=== Exercise directions ===
Take every line from the material that has the word "this" in it.

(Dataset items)
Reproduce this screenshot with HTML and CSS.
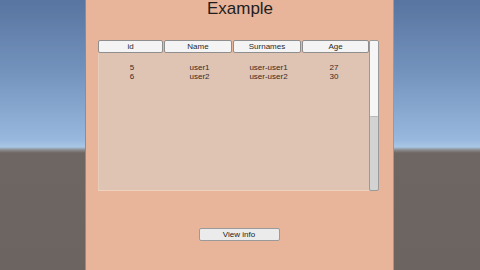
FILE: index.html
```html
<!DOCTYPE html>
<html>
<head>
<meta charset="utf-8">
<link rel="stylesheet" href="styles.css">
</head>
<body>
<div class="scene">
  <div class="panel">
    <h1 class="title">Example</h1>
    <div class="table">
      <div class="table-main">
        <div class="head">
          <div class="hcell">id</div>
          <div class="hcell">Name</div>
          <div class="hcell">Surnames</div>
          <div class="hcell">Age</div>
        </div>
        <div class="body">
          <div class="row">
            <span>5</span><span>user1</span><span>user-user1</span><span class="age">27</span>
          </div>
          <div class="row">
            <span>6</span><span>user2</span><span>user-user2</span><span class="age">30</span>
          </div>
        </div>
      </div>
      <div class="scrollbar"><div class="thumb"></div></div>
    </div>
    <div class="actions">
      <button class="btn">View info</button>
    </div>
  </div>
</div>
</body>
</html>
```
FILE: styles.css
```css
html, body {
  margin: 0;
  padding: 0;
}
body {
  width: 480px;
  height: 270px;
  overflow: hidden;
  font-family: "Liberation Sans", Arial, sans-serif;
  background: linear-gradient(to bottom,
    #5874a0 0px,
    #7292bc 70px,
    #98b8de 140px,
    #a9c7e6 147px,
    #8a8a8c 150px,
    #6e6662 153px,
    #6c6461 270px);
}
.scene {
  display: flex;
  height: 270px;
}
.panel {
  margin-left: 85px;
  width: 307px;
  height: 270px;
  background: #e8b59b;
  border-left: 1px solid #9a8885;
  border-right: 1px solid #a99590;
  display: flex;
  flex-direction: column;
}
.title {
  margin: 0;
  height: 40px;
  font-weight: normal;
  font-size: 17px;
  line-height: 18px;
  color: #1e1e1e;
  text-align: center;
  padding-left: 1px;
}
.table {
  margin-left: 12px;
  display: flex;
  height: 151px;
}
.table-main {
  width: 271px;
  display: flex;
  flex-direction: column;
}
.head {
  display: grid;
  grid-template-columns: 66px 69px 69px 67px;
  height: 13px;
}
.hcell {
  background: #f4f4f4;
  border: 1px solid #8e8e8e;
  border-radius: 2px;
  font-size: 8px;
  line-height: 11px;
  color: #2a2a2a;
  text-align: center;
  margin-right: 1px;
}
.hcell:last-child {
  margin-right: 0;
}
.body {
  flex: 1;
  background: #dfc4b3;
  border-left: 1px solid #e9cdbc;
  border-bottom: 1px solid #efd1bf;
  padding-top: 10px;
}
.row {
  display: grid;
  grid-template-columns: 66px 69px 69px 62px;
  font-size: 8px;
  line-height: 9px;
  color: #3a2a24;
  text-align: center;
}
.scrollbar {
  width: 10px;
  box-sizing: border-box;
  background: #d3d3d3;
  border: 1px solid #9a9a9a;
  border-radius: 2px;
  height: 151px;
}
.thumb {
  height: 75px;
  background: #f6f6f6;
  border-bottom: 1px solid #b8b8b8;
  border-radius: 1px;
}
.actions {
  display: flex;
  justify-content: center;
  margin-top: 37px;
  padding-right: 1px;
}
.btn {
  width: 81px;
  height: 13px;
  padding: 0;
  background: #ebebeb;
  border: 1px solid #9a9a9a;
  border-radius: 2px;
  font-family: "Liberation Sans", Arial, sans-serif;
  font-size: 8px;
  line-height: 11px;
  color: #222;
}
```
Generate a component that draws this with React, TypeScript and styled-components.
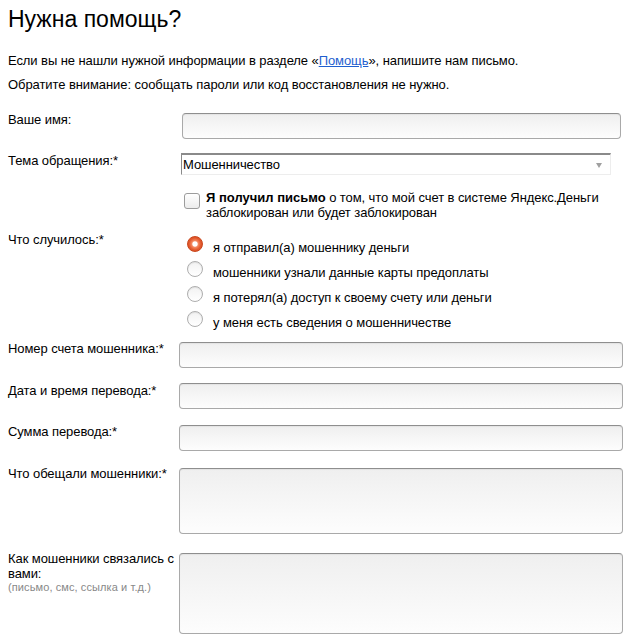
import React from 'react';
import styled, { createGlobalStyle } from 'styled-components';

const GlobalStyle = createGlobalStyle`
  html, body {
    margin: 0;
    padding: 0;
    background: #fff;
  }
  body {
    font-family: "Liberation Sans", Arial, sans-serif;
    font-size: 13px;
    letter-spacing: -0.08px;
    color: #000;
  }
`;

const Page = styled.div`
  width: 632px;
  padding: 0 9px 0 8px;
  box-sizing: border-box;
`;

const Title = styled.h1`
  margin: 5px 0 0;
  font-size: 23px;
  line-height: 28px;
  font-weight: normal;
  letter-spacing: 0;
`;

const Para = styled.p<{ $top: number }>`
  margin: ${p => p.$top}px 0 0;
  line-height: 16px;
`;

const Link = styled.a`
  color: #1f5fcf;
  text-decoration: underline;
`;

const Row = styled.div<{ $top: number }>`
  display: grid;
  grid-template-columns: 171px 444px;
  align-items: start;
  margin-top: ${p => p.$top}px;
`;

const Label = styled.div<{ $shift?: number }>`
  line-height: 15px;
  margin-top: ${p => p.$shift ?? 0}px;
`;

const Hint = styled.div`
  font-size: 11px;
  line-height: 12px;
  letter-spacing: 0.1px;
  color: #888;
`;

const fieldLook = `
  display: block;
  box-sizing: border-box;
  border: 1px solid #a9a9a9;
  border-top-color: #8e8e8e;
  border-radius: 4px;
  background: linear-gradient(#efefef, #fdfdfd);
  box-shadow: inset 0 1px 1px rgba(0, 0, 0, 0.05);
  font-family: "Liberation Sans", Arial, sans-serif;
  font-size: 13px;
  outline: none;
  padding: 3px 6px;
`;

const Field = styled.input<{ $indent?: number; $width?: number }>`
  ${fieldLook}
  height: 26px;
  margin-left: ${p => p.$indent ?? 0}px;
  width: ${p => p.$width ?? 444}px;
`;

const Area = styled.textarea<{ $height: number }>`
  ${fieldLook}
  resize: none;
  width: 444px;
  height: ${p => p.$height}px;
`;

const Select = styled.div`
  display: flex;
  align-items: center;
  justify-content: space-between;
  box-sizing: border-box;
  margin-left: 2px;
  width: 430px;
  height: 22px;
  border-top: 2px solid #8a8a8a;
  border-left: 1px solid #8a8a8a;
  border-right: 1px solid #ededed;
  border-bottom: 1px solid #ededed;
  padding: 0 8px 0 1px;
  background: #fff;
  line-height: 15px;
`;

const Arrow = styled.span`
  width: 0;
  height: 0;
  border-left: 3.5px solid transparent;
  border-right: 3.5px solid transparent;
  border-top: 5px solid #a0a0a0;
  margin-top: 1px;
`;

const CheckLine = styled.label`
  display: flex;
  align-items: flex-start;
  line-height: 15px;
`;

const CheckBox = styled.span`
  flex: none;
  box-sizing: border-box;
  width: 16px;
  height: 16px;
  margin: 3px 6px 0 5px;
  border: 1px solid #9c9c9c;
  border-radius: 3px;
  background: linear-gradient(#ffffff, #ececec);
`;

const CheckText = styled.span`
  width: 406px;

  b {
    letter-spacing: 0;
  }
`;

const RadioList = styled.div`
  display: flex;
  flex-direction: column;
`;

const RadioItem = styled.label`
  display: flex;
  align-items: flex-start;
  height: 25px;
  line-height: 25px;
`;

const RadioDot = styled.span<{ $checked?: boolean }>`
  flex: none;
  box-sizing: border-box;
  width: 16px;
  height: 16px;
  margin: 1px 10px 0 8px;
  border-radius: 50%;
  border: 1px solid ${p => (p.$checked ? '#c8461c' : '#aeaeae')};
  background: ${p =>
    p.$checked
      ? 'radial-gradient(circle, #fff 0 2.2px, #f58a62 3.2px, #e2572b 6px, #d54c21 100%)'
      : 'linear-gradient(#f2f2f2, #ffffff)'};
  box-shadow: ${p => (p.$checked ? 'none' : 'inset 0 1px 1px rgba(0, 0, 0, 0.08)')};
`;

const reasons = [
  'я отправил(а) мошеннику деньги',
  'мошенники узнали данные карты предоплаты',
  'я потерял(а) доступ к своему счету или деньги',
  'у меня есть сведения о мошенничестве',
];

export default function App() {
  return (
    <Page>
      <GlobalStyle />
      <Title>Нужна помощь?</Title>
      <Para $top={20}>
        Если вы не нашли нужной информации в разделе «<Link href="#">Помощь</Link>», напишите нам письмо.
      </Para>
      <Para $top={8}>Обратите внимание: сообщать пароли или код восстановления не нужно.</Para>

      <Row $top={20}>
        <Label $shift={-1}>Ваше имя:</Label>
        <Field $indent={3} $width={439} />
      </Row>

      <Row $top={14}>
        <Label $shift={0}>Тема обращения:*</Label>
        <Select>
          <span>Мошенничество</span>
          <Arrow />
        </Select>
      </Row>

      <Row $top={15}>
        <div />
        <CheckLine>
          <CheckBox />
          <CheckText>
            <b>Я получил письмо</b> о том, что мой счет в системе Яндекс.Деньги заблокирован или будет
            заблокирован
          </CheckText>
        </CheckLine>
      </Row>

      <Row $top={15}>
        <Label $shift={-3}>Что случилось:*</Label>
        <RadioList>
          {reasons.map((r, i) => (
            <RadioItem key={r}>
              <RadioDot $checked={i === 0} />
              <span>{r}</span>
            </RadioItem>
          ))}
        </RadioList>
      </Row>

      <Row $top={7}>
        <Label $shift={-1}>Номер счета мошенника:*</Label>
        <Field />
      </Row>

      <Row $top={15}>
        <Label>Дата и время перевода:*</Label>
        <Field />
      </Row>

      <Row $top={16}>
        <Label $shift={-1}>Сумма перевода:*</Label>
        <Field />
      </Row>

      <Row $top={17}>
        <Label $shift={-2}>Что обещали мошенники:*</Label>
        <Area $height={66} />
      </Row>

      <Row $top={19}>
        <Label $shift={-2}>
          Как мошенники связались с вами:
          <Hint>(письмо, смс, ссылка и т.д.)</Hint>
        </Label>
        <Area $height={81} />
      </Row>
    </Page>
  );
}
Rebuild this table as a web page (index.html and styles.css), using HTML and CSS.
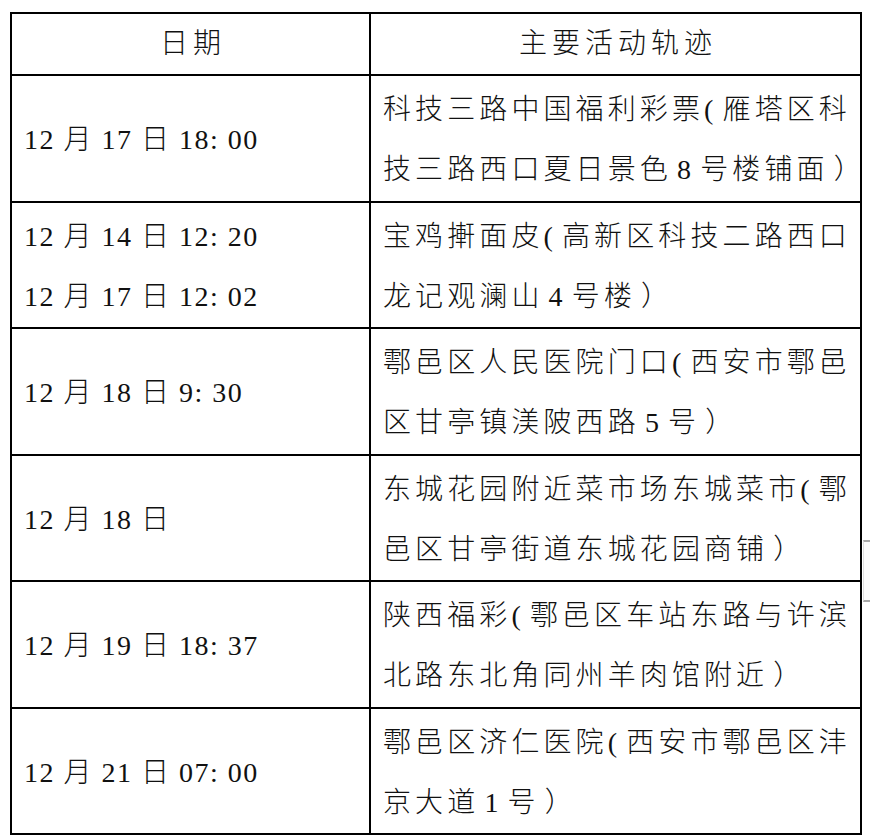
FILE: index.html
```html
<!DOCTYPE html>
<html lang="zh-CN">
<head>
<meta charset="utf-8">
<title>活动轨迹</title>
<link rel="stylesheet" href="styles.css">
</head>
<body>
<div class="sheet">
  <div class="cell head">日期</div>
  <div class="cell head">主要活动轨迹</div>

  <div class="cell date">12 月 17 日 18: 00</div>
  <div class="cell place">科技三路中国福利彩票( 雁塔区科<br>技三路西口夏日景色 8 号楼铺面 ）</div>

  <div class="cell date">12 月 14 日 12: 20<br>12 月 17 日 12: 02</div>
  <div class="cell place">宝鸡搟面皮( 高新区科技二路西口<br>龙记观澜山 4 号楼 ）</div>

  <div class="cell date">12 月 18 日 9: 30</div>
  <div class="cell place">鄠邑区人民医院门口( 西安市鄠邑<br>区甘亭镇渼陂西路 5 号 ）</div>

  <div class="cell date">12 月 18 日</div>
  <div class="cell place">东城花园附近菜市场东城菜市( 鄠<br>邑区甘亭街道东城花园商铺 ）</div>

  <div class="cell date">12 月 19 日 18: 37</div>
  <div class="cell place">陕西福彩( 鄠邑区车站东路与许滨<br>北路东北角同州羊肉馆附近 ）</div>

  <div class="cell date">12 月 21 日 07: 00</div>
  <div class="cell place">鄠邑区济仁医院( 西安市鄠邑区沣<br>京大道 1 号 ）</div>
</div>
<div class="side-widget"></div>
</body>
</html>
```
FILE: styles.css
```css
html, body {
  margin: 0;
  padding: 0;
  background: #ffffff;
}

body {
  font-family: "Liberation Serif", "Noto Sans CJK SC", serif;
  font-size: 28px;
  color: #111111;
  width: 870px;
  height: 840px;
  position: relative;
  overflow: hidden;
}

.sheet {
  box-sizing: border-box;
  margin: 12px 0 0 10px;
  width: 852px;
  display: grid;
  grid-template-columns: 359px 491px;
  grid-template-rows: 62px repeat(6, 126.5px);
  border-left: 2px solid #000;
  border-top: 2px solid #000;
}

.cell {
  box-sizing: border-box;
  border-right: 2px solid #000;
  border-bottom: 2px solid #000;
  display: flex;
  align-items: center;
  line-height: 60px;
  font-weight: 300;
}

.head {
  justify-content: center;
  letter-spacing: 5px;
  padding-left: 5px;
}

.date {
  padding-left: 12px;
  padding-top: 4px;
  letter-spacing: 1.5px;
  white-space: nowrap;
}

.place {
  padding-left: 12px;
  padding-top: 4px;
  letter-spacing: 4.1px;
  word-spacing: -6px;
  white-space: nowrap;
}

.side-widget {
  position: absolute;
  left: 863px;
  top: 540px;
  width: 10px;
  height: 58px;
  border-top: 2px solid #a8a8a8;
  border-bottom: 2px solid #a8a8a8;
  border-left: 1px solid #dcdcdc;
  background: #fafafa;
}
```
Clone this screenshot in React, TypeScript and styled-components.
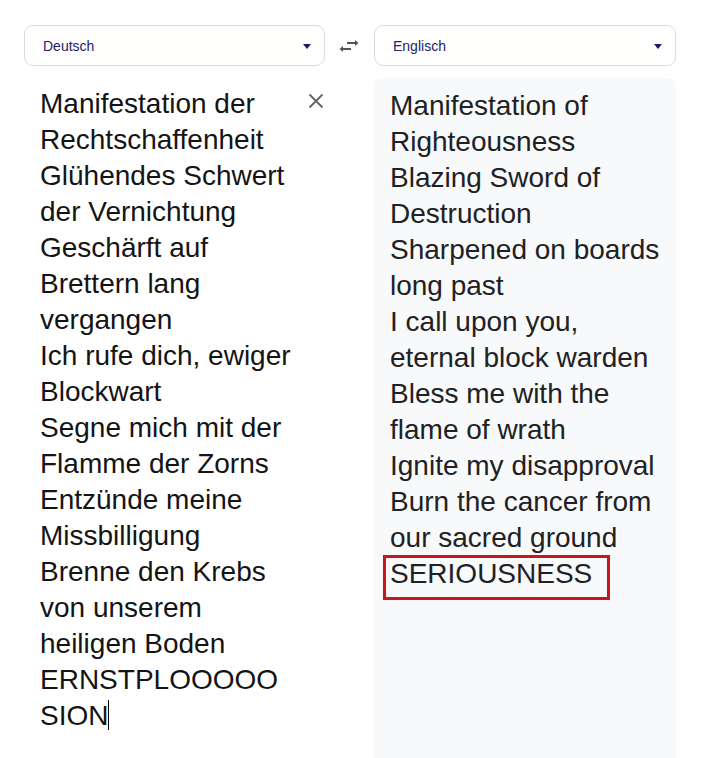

=== Reply to the exercise ===
Reproduce this screenshot with HTML and CSS.
Generate a component that draws this with React, TypeScript and styled-components.
Rebuild this table as a web page (index.html and styles.css), using HTML and CSS.
Clone this screenshot in React, TypeScript and styled-components.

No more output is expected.